Hull was confirmed as a major port when it was purchased by Edward 1 in 1293 and became the King’s town, Kingston upon Hull. Wool dominated exports and the monopoly of the De La Pole family enabled them to be Edward III’s bankers, financing the war with France.
Exports included lead (from Derbyshire), bricks and tiles (to Holland etc.) while imports from the Baltic were pitch, hemp and timber (oak and pine) all of them vital to the development of local shipbuilding and maintenance of the trading fleets.
Growth of the Arctic whaling trade in the eighteenth century provided whalebone (baleen) and oil most of which was traded coastwise to London. Coal was a major element in our coasting trade with Newcastle providing fuel for Hull and towns throughout the north.

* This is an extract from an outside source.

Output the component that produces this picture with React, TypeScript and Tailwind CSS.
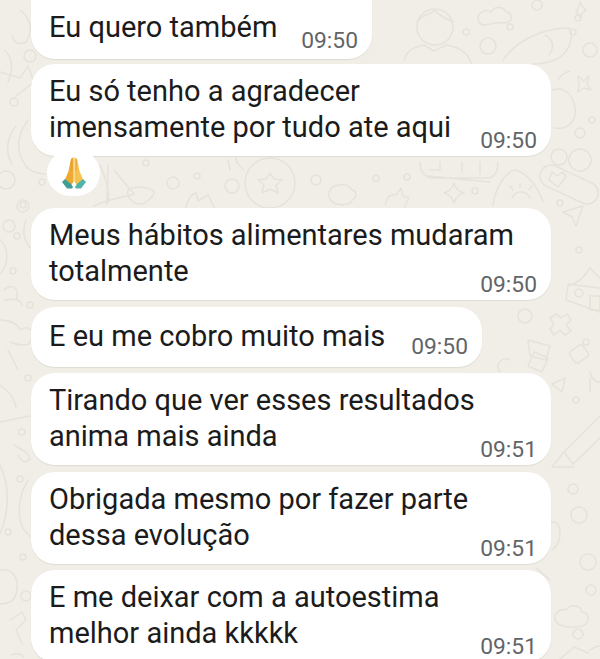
const MESSAGES = [
  { lines: ['Eu só tenho a agradecer', 'imensamente por tudo ate aqui'], time: '09:50', width: 'w-[520px]', reaction: true },
  { lines: ['Meus hábitos alimentares mudaram', 'totalmente'], time: '09:50', width: 'w-[520px]' },
  { lines: ['E eu me cobro muito mais'], time: '09:50', width: 'w-[451px]', single: true },
  { lines: ['Tirando que ver esses resultados', 'anima mais ainda'], time: '09:51', width: 'w-[520px]' },
  { lines: ['Obrigada mesmo por fazer parte', 'dessa evolução'], time: '09:51', width: 'w-[520px]' },
  { lines: ['E me deixar com a autoestima', 'melhor ainda kkkkk'], time: '09:51', width: 'w-[520px]' },
]

function Wallpaper() {
  return (
    <svg className="absolute inset-0" width="600" height="659" viewBox="0 0 600 659" fill="none" stroke="#e5e2da" strokeWidth="1.5" strokeLinecap="round" strokeLinejoin="round">
      {/* person */}
      <circle cx="435" cy="27" r="18" />
      <path d="M417 22c5-8 12-6 18-12 4 6 10 8 18 12M404 60c3-10 10-13 20-15l10 6 12-6c14 2 22 8 25 18" />
      {/* cloud, fish */}
      <path d="M479 22c-4-8 6-14 12-10 3-6 13-6 15 0 6 0 7 8 2 10-6 2-10 0-14 1-5 2-12 4-15-1z" />
      <path d="M503 60c14-20 40-32 66-32 6 8 0 26-14 32-10 4-16 4-22 4" />
      <path d="M545 35c8 4 10 12 4 20" />
      <circle cx="488" cy="46" r="8" /><circle cx="466" cy="32" r="3" /><circle cx="510" cy="27" r="3" />
      <circle cx="537" cy="5" r="5" /><circle cx="573" cy="32" r="3" /><circle cx="578" cy="18" r="3" />
      <path d="M578 76l6 5 5-5-2 8 4 6-7-2-6 4 1-8z" />
      <path d="M576 12c2-4 3-4 4-10 2 5 3 6 6 8-3 2-5 3-6 8-1-3-2-5-4-6z" />
      <circle cx="590" cy="50" r="7" />
      {/* right column */}
      <path d="M553 90c8-4 20 2 22 18 2 14-8 22-20 20" />
      <path d="M558 80c3-6 8-8 12-9" /><circle cx="592" cy="120" r="3" /><circle cx="580" cy="133" r="5" />
      <circle cx="559" cy="157" r="8" /><circle cx="580" cy="160" r="11" />
      <rect x="538" y="174" width="62" height="22" rx="11" transform="rotate(25 570 185)" />
      <path d="M552 172l5 4 6-4 3 5-8 10-9-7z" />
      <path d="M563 212l20-6-7 20-4-9z" /><circle cx="560" cy="203" r="3" /><circle cx="579" cy="250" r="3" />
      <path d="M566 300l2-14c8-2 16-8 22-18 3 4 6 6 10 10M566 300l34 12M600 288l-32-4" />
      <circle cx="579" cy="293" r="4" /><rect x="590" y="296" width="10" height="14" />
      <circle cx="525" cy="316" r="7" />
      <path d="M550 318l7-4 4 4 6-4 4 6-5 5 5 6-6 4-5-5-6 5-4-6 4-5z" />
      <rect x="571" y="347" width="16" height="14" rx="3" transform="rotate(-35 579 354)" /><circle cx="586" cy="342" r="3" />
      <path d="M528 340l22 6-4 14-16-4zM534 352l14 6-6 14-14-6z" />
      <path d="M500 372c-6-8 2-16 10-12M565 378l-13 6 10 8z" /><path d="M590 372c2 8 6 10 10 10M590 378v14" />
      <circle cx="576" cy="400" r="3" />
      {/* pencil */}
      <path d="M552 467l12-15 40-40M564 452l9 12 27-26M552 467h22" />
      <circle cx="573" cy="489" r="5" /><circle cx="579" cy="515" r="8" /><circle cx="588" cy="562" r="8" /><circle cx="591" cy="590" r="5" />
      <circle cx="578" cy="634" r="5" />
      <path d="M556 622c-4-8 4-14 10-12 4-6 14-6 16 2 8 0 8 12 0 14-8 2-20 2-26-4z" />
      <path d="M552 550c8-6 10-16 6-26-4-4-12-2-16 2M550 580c-6-4-12-12-14-12" />
      <path d="M560 659l14-12 14 6M590 650c6-4 8-4 10-4" />
      {/* left column */}
      <path d="M20 10c10 8 14 20 6 32-8 4-12 0-14-6M4 50c8 6 10 18 4 32M0 72l20 6 8-12 6 16-18 14" />
      <circle cx="14" cy="102" r="4" /><circle cx="30" cy="56" r="6" />
      <path d="M16 126c-8 10-12 24-4 38M28 120c-10 14-14 30-2 46 4 6 14 8 20 8" />
      <circle cx="6" cy="180" r="9" /><circle cx="23" cy="206" r="6" />
      <circle cx="9" cy="226" r="6" /><circle cx="17" cy="236" r="3" /><circle cx="13" cy="271" r="3" />
      <path d="M0 240c8 6 10 24 0 34M26 220c-4 10-2 20 4 28" />
      <path d="M4 290c10-8 16 0 12 10M4 300c4 0 16-4 18 6" /><circle cx="30" cy="305" r="3" />
      <path d="M0 320c10 0 18 4 20 10 10-6 16 2 10 12 0 4-12 4-20 0M8 350l10 20" />
      <circle cx="28" cy="378" r="3" />
      <path d="M0 385c10 8 14 12 16 22M0 422l30-6" />
      <circle cx="22" cy="432" r="3" />
      <path d="M14 445c6 4 14 6 16 14-4 4-8 4-12-4" />
      <path d="M0 465c10 20 10 50-2 72M28 480c-12 20-12 46 2 56" /><circle cx="20" cy="479" r="3" />
      <circle cx="8" cy="532" r="3" /><circle cx="23" cy="557" r="3" />
      <path d="M0 570c14-2 20 10 16 24-2 8-10 10-16 10M10 620l12-8 4 8-10 10 6 14" />
      <circle cx="26" cy="596" r="5" /><path d="M12 655c4-2 8-2 12 2" />
      {/* gaps */}
      <circle cx="146" cy="163" r="3" /><circle cx="173" cy="183" r="6" /><circle cx="197" cy="176" r="3" />
      <circle cx="232" cy="186" r="7" /><circle cx="23" cy="205" r="3" /><circle cx="42" cy="182" r="3" />
      <circle cx="270" cy="183" r="25" /><path d="M270 173l4 6 8 1-6 5 2 8-8-4-8 4 2-8-6-5 8-1z" />
      <path d="M100 165c6 14 10 26 8 38M108 165c0 10 0 30-2 40M114 170l20 24c-14 4-28 6-40 12" />
      <path d="M128 190c4-4 22-4 26 2 0 4-8 12-14 12-8 0-14-8-12-14zM186 207c2-8 6-14 10-14l2 8 10-6 6 12" />
      <path d="M228 160l2 10M236 158c0 6 4 8 8 12" />
      <path d="M420 162c0 10 4 14 10 16h60c6-2 8-8 8-16M430 170h10v-8M462 162v10M480 162v12M428 176l62 6" />
      <circle cx="316" cy="180" r="5" /><circle cx="376" cy="178" r="3" /><circle cx="407" cy="177" r="3" /><circle cx="475" cy="191" r="3" />
      <path d="M330 190c4-6 18-8 22 0 4 0 6 8 0 10 0 4-10 6-14 4-6 0-12-8-8-14z" />
      <path d="M385 204l4-8 8-2 4-6 2 8 6 2-4 8v6" />
      <path d="M444 193c6-2 8-4 10-10 2 6 4 8 10 10-6 2-8 4-10 10-2-6-4-8-10-10z" />
      <path d="M493 206c2-18 12-34 22-36 10 2 22 14 28 32" />
      <path d="M512 198c4-8 14-8 18 0M510 186l3 4M520 184v4M532 186l-3 4" />
    </svg>
  )
}

function PrayingHands() {
  return (
    <svg width="26" height="32" viewBox="0 0 26 32">
      <path d="M12.600 0.500c-1.800 0-2.500 1-3 2.800L7.500 14 4 22.500l-1.500 3 6 5 4.100-6z" fill="#efaa32" />
      <path d="M13.400 0.500c1.800 0 2.500 1 3 2.800L18.500 14 22 22.500l1.500 3-6 5-4.100-6z" fill="#f8c24f" />
      <path d="M10.800 2v12M15.200 2v12" stroke="#dd9526" strokeWidth="0.600" fill="none" />
      <path d="M1 25l3-3 6 5 2 3-1 1.500H6z" fill="#3f9e96" />
      <path d="M25 25l-3-3-6 5-2 3 1 1.500h5z" fill="#52b3a8" />
    </svg>
  )
}

function Bubble({ lines, time, width, reaction, single }: { lines: string[]; time: string; width: string; reaction?: boolean; single?: boolean }) {
  return (
    <div className={`relative ${width} ml-[31px] rounded-[24px] bg-white pl-[18px] pr-[14px] shadow-[0_1px_1px_rgba(0,0,0,0.08)] ${single ? 'pt-[11px] pb-[13px]' : 'pt-[9px] pb-[11px]'}`}>
      <div className="flex items-end justify-between">
        <div className="w-0 flex-1 whitespace-nowrap text-[29px] leading-[36px] text-[#1b1b1b]">
          {lines.map(line => <p key={line}>{line}</p>)}
        </div>
        <span className={`text-[22.8px] leading-[26px] text-[#626568] ${single ? 'mb-[-6px]' : 'mb-[-9px]'}`}>{time}</span>
      </div>
      {reaction && (
        <div className="absolute left-[16px] top-[86px] flex h-[46px] w-[53px] items-center justify-center rounded-full bg-white">
          <PrayingHands />
        </div>
      )}
    </div>
  )
}

export default function App() {
  return (
    <div className="relative h-[659px] w-[600px] overflow-hidden bg-[#f1eee7] font-['Roboto',sans-serif]">
      <Wallpaper />
      <div className="relative flex flex-col">
        <div className="ml-[31px] flex h-[59px] w-[341px] items-start justify-between rounded-b-[24px] bg-white pl-[18px] pr-[14px] shadow-[0_1px_1px_rgba(0,0,0,0.08)]">
          <p className="mt-[9px] text-[29px] leading-[36px] text-[#1b1b1b]">Eu quero também</p>
          <span className="mt-[28px] text-[22.8px] leading-[26px] text-[#626568]">09:50</span>
        </div>
        <div className="mt-[5px] flex flex-col">
          <div className="mb-[52px]"><Bubble {...MESSAGES[0]} /></div>
          <div className="mb-[7px]"><Bubble {...MESSAGES[1]} /></div>
          <div className="mb-[6px]"><Bubble {...MESSAGES[2]} /></div>
          <div className="mb-[7px]"><Bubble {...MESSAGES[3]} /></div>
          <div className="mb-[6px]"><Bubble {...MESSAGES[4]} /></div>
          <Bubble {...MESSAGES[5]} />
        </div>
      </div>
    </div>
  )
}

Development of the canal system from the eighteenth century meant that Hull was the focus of a rapidly growing two way trade, raw materials inwards and manufactured goods and produce outward, which involved the whole of the north of England and the Midlands, as they underwent the ‘industrial revolution.
The nineteenth century saw the advent of the railways which increasingly took cargoes such as coal, manufactured goods and perishables like fruit and fish from the canals. More and more fruit, oil seeds, and iron ore (Sweden), hides (America), and butter and bacon entered Hull which also became the base for a burgeoning North Sea fishery. Large quantities of fish provided a cheap supply of protein for the ever-growing industrial towns.
Wheat was being imported from Egypt and later from the USA and Canada much of it processed in local mills (Ranks etc.) as were the oilseeds from Africa and the Far East. By the end of the century Hull was the centre of the Empires oilseed importing and crushing trade.
Since the 1960s instead of local industries being established to process raw materials or utilise the refined products (milling, paint manufacture based on linseed, etc.) goods increasingly arrived in containers and were transported via a developing motorway system to sites all over the country. The port of Hull continues to expand but without most of the associated industry and the liberation of the Baltic States from Russian domination has led to a major revival of the ancient timber trade with northern Europe.